• _Problem_:
Reproduce each line that includes the word "this".

• _Supplied information_:

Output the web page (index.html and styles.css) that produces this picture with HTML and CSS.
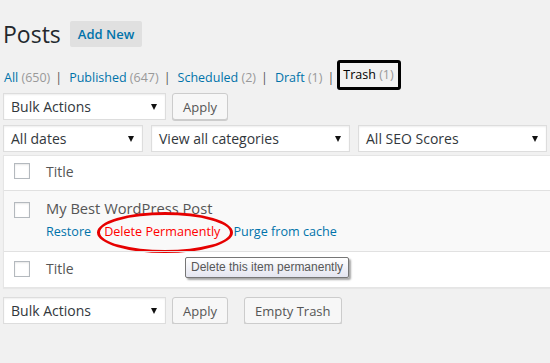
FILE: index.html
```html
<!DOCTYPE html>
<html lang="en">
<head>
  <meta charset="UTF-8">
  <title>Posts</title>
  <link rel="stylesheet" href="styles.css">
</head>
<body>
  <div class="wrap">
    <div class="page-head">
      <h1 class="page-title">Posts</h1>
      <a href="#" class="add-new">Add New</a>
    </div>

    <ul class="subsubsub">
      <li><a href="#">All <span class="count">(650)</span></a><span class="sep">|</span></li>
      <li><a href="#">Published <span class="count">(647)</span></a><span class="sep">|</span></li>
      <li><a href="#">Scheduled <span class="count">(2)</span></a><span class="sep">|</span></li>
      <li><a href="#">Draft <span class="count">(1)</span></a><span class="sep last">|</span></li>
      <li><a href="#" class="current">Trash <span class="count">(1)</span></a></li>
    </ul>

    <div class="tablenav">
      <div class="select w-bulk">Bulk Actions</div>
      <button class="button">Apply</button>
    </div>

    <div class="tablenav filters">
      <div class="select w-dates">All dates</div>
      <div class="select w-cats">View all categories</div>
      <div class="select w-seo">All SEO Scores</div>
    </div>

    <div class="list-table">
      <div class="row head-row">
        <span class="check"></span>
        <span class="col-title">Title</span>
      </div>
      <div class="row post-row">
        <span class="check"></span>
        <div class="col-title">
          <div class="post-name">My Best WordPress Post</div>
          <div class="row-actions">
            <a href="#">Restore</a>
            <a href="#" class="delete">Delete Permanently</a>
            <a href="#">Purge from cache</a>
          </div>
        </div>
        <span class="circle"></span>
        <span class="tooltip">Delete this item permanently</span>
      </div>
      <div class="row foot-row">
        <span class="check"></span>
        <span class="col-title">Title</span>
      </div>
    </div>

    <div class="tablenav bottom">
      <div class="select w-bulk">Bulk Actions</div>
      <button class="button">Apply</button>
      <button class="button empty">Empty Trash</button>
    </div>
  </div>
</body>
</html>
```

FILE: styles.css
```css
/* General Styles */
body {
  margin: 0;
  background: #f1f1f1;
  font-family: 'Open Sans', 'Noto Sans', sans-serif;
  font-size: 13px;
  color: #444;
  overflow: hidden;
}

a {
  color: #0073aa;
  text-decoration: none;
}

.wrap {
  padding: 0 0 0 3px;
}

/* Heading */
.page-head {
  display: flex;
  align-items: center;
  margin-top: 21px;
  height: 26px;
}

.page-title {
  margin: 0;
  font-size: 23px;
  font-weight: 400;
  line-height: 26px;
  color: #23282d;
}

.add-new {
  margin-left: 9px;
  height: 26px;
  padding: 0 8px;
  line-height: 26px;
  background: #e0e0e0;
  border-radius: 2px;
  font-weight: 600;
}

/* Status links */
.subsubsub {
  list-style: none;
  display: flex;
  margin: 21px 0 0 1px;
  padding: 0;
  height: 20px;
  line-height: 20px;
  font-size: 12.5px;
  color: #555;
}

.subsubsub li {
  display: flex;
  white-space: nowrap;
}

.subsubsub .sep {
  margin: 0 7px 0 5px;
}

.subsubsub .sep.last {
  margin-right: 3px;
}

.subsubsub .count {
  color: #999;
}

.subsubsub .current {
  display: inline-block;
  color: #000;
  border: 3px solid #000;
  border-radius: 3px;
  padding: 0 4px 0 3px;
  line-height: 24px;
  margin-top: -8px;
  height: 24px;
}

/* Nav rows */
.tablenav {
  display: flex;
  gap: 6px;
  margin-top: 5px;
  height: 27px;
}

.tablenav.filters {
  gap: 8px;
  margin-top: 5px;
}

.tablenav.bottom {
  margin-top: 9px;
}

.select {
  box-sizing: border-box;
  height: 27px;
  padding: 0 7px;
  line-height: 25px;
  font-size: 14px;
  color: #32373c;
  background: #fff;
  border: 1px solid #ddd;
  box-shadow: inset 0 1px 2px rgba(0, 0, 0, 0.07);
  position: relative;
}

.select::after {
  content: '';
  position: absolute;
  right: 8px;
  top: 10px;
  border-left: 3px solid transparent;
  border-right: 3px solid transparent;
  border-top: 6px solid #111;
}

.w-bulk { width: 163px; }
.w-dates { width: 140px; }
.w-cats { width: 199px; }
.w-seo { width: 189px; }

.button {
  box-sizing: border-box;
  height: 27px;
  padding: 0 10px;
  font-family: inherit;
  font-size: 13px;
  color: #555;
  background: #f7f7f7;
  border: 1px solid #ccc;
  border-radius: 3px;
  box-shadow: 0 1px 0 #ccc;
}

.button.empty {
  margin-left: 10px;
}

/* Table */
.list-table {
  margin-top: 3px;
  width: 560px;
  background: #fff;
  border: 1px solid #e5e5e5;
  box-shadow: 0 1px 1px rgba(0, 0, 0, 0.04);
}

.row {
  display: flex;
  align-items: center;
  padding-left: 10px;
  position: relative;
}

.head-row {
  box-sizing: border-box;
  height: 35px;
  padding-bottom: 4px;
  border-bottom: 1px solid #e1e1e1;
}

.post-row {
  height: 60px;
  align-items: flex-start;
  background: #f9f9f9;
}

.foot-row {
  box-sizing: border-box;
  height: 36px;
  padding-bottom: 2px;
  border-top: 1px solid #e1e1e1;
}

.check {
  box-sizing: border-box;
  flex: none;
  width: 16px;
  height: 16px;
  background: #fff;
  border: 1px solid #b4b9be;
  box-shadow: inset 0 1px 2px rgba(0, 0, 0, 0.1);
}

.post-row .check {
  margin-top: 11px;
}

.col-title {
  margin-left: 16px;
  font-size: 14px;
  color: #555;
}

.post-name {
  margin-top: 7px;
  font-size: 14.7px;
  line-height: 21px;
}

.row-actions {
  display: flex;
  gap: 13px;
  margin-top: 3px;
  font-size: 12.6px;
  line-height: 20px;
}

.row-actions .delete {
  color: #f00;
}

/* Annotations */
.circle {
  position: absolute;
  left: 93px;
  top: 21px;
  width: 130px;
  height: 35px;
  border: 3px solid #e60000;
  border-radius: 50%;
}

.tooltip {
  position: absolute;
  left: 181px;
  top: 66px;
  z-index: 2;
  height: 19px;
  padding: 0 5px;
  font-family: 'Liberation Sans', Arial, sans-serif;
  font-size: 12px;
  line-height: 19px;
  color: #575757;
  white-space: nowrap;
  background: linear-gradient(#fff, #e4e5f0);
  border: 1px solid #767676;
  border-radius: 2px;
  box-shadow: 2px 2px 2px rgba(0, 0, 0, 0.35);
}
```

• _Exercise solution_:
Output the web page (index.html and styles.css) that produces this picture with HTML and CSS.
        <span class="tooltip">Delete this item permanently</span>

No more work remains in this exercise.